Even with question marks surrounding the Pirates pitching staff this spring, Clint Hurdle was able to announce 60 percent of his rotation to open the season before any other team decided on their Opening Day starter. With Chad Kuhl coming off a solid showing as a rookie in 2016, the Pirates most likely have four of their five rotation spots filled. This brings us to the battle for the fifth starter’s job in the Pirates rotation. Tyler Glasnow, Drew Hutchison, Steven Brault and Trevor Williams are the four starting pitchers in the mix for this rotation spot. However, after Sunday’s showing, Glasnow may have emerged as the early favorite to break camp with the Pirates’ MLB club. Six strikeouts in the span of seven batters against the Orioles on Sunday, announced to Pirates Nation that Tyler Glasnow means business this spring training.
Does he have what it takes to get it done? Question marks surrounding Glasnow’s uneven performance in 2016 left Pirates fans doubting the club’s top prospect. A more in depth look at what Glasnow is working on this spring, will help to present a clearer picture of how he can contribute to the Pittsburgh Pirates throughout the 2017 regular season.
So far, this spring Tyler Glasnow has shown the drive that is most often associated with the top competitors in the game of baseball. His desire to be the best that he can be, has become apparent in the strides he has taken in repeating his delivery. With Glasnow’s history of wildness and his significant growth spurt shortly before being drafted, there was some doubt about what he would produce as a finished product. Without showing the ability to command the fastball and hanging curveballs regularly at the MLB level last season, it was evident that Glasnow needed to make some adjustments this offseason. By working closely with Ray Searage in his offseason throwing programs, Glasnow was able to adhere to various timing exercises that have him looking like a completely different pitcher this spring. In the minor leagues, last season, there were plenty of starts where Glasnow had enough fastball command and finished his curveball well enough to put together an efficient outing. Still his mechanics were not tight enough to allow him to keep it together when dealing with the extra adrenaline that accompanied each of his big league starts. A series of checkpoints that are accompanied by pauses in his windup and standing tall before his delivery, now have Tyler in great position to achieve the repeatability that he has strived for without success throughout the early portion of his professional baseball career.
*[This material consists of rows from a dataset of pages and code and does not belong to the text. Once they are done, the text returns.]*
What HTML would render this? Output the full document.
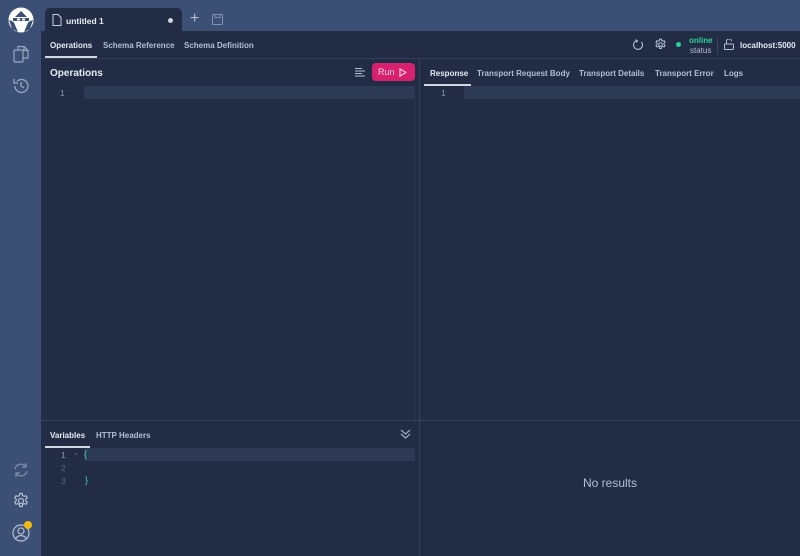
<!DOCTYPE html>
<html><head><meta charset="utf-8"><style>
*{box-sizing:border-box;margin:0;padding:0}
body{width:800px;height:556px;overflow:hidden;background:#3c4f74;font-family:"Liberation Sans",sans-serif;position:relative;color:#d8deea}
.abs{position:absolute}
.main{left:41px;top:31px;width:759px;height:525px;background:#222c45}
.t{font-size:8px;font-weight:bold;color:#b4bfd3;position:absolute}
.w{color:#e6ebf3}
svg{position:absolute}
</style></head><body>
<svg style="left:8px;top:7px" width="26" height="26" viewBox="0 0 26 26"><circle cx="13" cy="13" r="12.5" fill="#fff"/><path d="M7 10 L13 4 L19 10 Z" fill="#3c4f74"/><rect x="5" y="11" width="16" height="3" fill="#3c4f74"/><path d="M1 13 Q6 14 7 18 L10 25 L4 22 Z M25 13 Q20 14 19 18 L16 25 L22 22Z" fill="#3c4f74"/><rect x="9" y="11.5" width="3" height="2" fill="#fff"/><rect x="14" y="11.5" width="3" height="2" fill="#fff"/></svg>
<svg style="left:12px;top:45px" width="18" height="18" viewBox="0 0 18 18" fill="none" stroke="#9aa8c2" stroke-width="1.2"><rect x="2" y="5" width="9" height="12" rx="1"/><path d="M6 5V1.5h6l4 4V13h-5"/><path d="M12 1.5v4h4"/></svg>
<svg style="left:12px;top:77px" width="18" height="18" viewBox="0 0 18 18" fill="none" stroke="#9aa8c2" stroke-width="1.3"><path d="M3 9a6.5 6.5 0 1 0 2-4.7"/><path d="M2 2v4h4"/><path d="M9 5v4l3 2"/></svg>
<svg style="left:12px;top:461px" width="18" height="18" viewBox="0 0 18 18" fill="none" stroke="#7f8eab" stroke-width="1.3"><path d="M3 8a6 6 0 0 1 11-2"/><path d="M15 10a6 6 0 0 1-11 2"/><path d="M14 2v4h-4"/><path d="M4 16v-4h4"/></svg>
<svg style="left:12px;top:492px" width="18" height="18" viewBox="0 0 18 18" fill="none" stroke="#b4bfd3" stroke-width="1.2"><circle cx="9" cy="9" r="2.5"/><path d="M7.8 1.5h2.4l.4 2 1.6.9 1.9-.7 1.2 2.1-1.5 1.3v1.8l1.5 1.3-1.2 2.1-1.9-.7-1.6.9-.4 2H7.8l-.4-2-1.6-.9-1.9.7-1.2-2.1 1.5-1.3V7.1L2.7 5.8l1.2-2.1 1.9.7 1.6-.9z"/></svg>
<svg style="left:11px;top:522px" width="20" height="20" viewBox="0 0 20 20" fill="none" stroke="#b4bfd3" stroke-width="1.2"><circle cx="10" cy="11" r="8"/><circle cx="10" cy="9" r="3"/><path d="M4.5 16.5q5.5-6 11 0"/></svg>
<div class="abs" style="left:24px;top:521px;width:8px;height:8px;border-radius:50%;background:#f5b90f"></div>
<div class="abs" style="left:45px;top:8px;width:137px;height:26px;background:#222c45;border-radius:5px 5px 0 0"></div>
<svg style="left:52px;top:14px" width="10" height="12" viewBox="0 0 10 12" fill="none" stroke="#c5cede" stroke-width="1"><path d="M1 .5h5l3 3v8H1z"/></svg>
<div class="t w" style="left:66px;top:16px;font-size:8.5px">untitled 1</div>
<div class="abs" style="left:168px;top:18px;width:5px;height:5px;border-radius:50%;background:#d0d7e3"></div>
<div class="abs" style="left:190px;top:10px;font-size:16px;color:#b4bfd3">+</div>
<svg style="left:212px;top:14px" width="11" height="11" viewBox="0 0 11 11" fill="none" stroke="#8190ac"><rect x=".5" y=".5" width="10" height="10" rx="1"/><path d="M3 .5v3h5v-3"/></svg>
<div class="abs main"></div>
<div class="abs" style="left:41px;top:58px;width:759px;height:1px;background:#33405c"></div>
<div class="t w" style="left:50px;top:41px">Operations</div>
<div class="abs" style="left:45px;top:56px;width:52px;height:2px;background:#d0d7e3"></div>
<div class="t" style="left:103px;top:41px">Schema Reference</div>
<div class="t" style="left:184px;top:41px">Schema Definition</div>
<svg style="left:633px;top:39px" width="11" height="11" viewBox="0 0 11 11" fill="none" stroke="#b4bfd3" stroke-width="1.1"><path d="M4 1.5A4.5 4.5 0 1 0 8.5 3"/><path d="M3 .5 4.5 2 3 3.3"/></svg>
<svg style="left:654px;top:38px" width="13" height="13" viewBox="0 0 18 18" fill="none" stroke="#b4bfd3" stroke-width="1.4"><circle cx="9" cy="9" r="2.5"/><path d="M7.8 1.5h2.4l.4 2 1.6.9 1.9-.7 1.2 2.1-1.5 1.3v1.8l1.5 1.3-1.2 2.1-1.9-.7-1.6.9-.4 2H7.8l-.4-2-1.6-.9-1.9.7-1.2-2.1 1.5-1.3V7.1L2.7 5.8l1.2-2.1 1.9.7 1.6-.9z"/></svg>
<div class="abs" style="left:676px;top:42px;width:5px;height:5px;border-radius:50%;background:#2bd39a"></div>
<div class="t" style="left:689px;top:36px;color:#2bd39a;font-size:8px">online</div>
<div class="abs" style="left:690px;top:46px;font-size:8px;color:#b4bfd3">status</div>
<div class="abs" style="left:717px;top:38px;width:1px;height:16px;background:#3a4762"></div>
<svg style="left:724px;top:39px" width="10" height="11" viewBox="0 0 10 11" fill="none" stroke="#b4bfd3"><rect x=".5" y="5" width="9" height="5.5" rx="1"/><path d="M2.5 5V3a2.5 2.5 0 0 1 5-1"/></svg>
<div class="t w" style="left:740px;top:41px;font-size:8px">localhost:5000</div>
<div class="t w" style="left:50px;top:68px;font-size:10px">Operations</div>
<svg style="left:355px;top:67px" width="10" height="10" viewBox="0 0 10 10" stroke="#b4bfd3" stroke-width="1"><path d="M0 1.5h7M0 4h10M0 6.5h7M0 9h10"/></svg>
<div class="abs" style="left:372px;top:63px;width:43px;height:18px;background:#d7216f;border-radius:4px"></div>
<div class="abs" style="left:378px;top:67px;font-size:9px;color:#f3d2e0">Run</div>
<svg style="left:399px;top:68px" width="8" height="9" viewBox="0 0 8 9" fill="none" stroke="#f3d2e0" stroke-width="1.1"><path d="M1 1l6 3.5L1 8z"/></svg>
<div class="abs" style="left:84px;top:86px;width:331px;height:13px;background:#2d3a56"></div>
<div class="abs" style="left:60px;top:88px;font-size:8.5px;color:#8a97b0">1</div>
<div class="abs" style="left:414px;top:86px;width:1px;height:334px;background:#2c3752"></div>
<div class="abs" style="left:419px;top:59px;width:1px;height:497px;background:#34415d"></div>
<div class="t w" style="left:430px;top:69px">Response</div>
<div class="abs" style="left:424px;top:84px;width:47px;height:2px;background:#d0d7e3"></div>
<div class="t" style="left:477px;top:69px">Transport Request Body</div>
<div class="t" style="left:579px;top:69px">Transport Details</div>
<div class="t" style="left:655px;top:69px">Transport Error</div>
<div class="t" style="left:724px;top:69px">Logs</div>
<div class="abs" style="left:464px;top:86px;width:336px;height:13px;background:#2d3a56"></div>
<div class="abs" style="left:441px;top:88px;font-size:8.5px;color:#8a97b0">1</div>
<div class="abs" style="left:41px;top:420px;width:759px;height:1px;background:#34415d"></div>
<div class="t w" style="left:50px;top:431px">Variables</div>
<div class="abs" style="left:45px;top:446px;width:45px;height:2px;background:#d0d7e3"></div>
<div class="t" style="left:96px;top:431px">HTTP Headers</div>
<svg style="left:400px;top:429px" width="11" height="10" viewBox="0 0 11 10" fill="none" stroke="#b4bfd3" stroke-width="1.1"><path d="M1 1l4.5 4 4.5-4M1 5l4.5 4 4.5-4"/></svg>
<div class="abs" style="left:84px;top:448px;width:331px;height:13px;background:#2d3a56"></div>
<div class="abs" style="left:61px;top:450px;font-size:8.5px;color:#8a97b0">1</div>
<div class="abs" style="left:61px;top:463px;font-size:8.5px;color:#5a6785">2</div>
<div class="abs" style="left:61px;top:476px;font-size:8.5px;color:#5a6785">3</div>
<div class="abs" style="left:73px;top:448px;font-size:8px;color:#5a6785">⌄</div>
<div class="abs" style="left:84px;top:449px;font-size:9px;color:#3fd0b8">{</div>
<div class="abs" style="left:85px;top:475px;font-size:9px;color:#3fd0b8">}</div>
<div class="abs" style="left:583px;top:476px;font-size:12px;color:#b4bfd3">No results</div>
</body></html>
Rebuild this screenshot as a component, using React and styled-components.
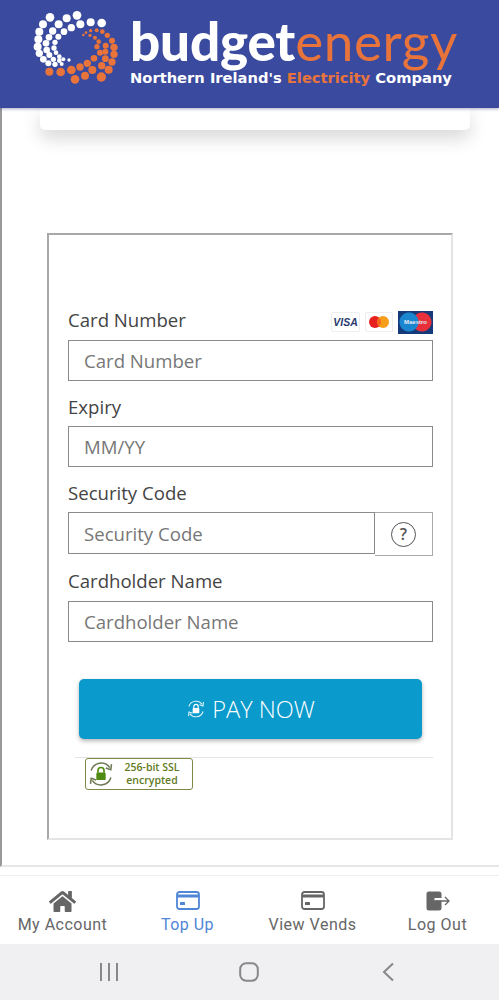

The early focus of camp for Glasnow was the continued development of his changeup now that his pitching mechanics have been altered. In a recent video clip, available on MLB.com, Glasnow demonstrated how he had changed his changeup from a four-seam grip to a two-seam grip. With the size of his hands, it now appears that he is employing what is known in baseball as the “circle change”. This small change has Glasnow feeling very comfortable throwing this pitch, all the while improving the velocity separation between his fastball and changeup. Being comfortable throwing this pitch is the key for Glasnow, as being diverse with his repertoire is a desire that has been fueled by his competitive drive. The results last season at the MLB level were like the results with his curveball. Inability to finish pitches by driving them down in the zone, left many of Glasnow’s off-speed pitches hanging up in the zone where opposing hitters could put a charge into them. With Glasnow now looking to make the mechanical and grip adjustments as part of his second nature habits, the improvement in the results could be significant this season.
In Glasnow’s starts last season, seeing fastballs left up in the zone was not an uncommon theme. This did not yield the worst results for him, since he regularly threw his fastball with significant velocity. It was often taken for a ball and sometimes it produced a swinging strike. Other times the natural sink on his four-seamer caused the ball to wander into an area where opposing hitters were able to take comfortable swings at the pitch. All of this is in the process of changing however, as Glasnow’s first spring outing put a completely different style of pitching on display. By utilizing the natural sink on his four-seam fastball, Tyler Glasnow is now armed with the ability to drive the ball down in the zone while adopting a style like the one employed by Justin Verlander over the past decade. The implications of this breakthrough are significant, because Glasnow will be throwing his fastball the most out of all the pitches in his repertoire. Being able to lean on his fastball as his best pitch will allow Glasnow to have efficient innings along with compiling a noteworthy strikeout total.
Even though recent history suggests that Brault and Williams may represent safer options for the Pirates to have as their fifth starter, the upside that Glasnow brings to the team gives him a chance to be a difference maker. Not only do all the checks in Glasnow’s mechanical adjustments, have his pitches under control, but he is now expecting to have better success against the opposition’s running game by throwing their timing off.
Plenty of hard work was put in by Glasnow and the coaching staff this offseason, as they worked to help him reach his ceiling. The early results suggest that the Pirates could be putting together one of the league’s better rotations, while giving their fans a starting pitcher to look forward to on a nightly basis. Gone are the days of Pirates fans dreading the day of a Jeff Locke start with Pittsburgh featuring a starting rotation that may be loaded with a large portion of the league’s top young pitching talent.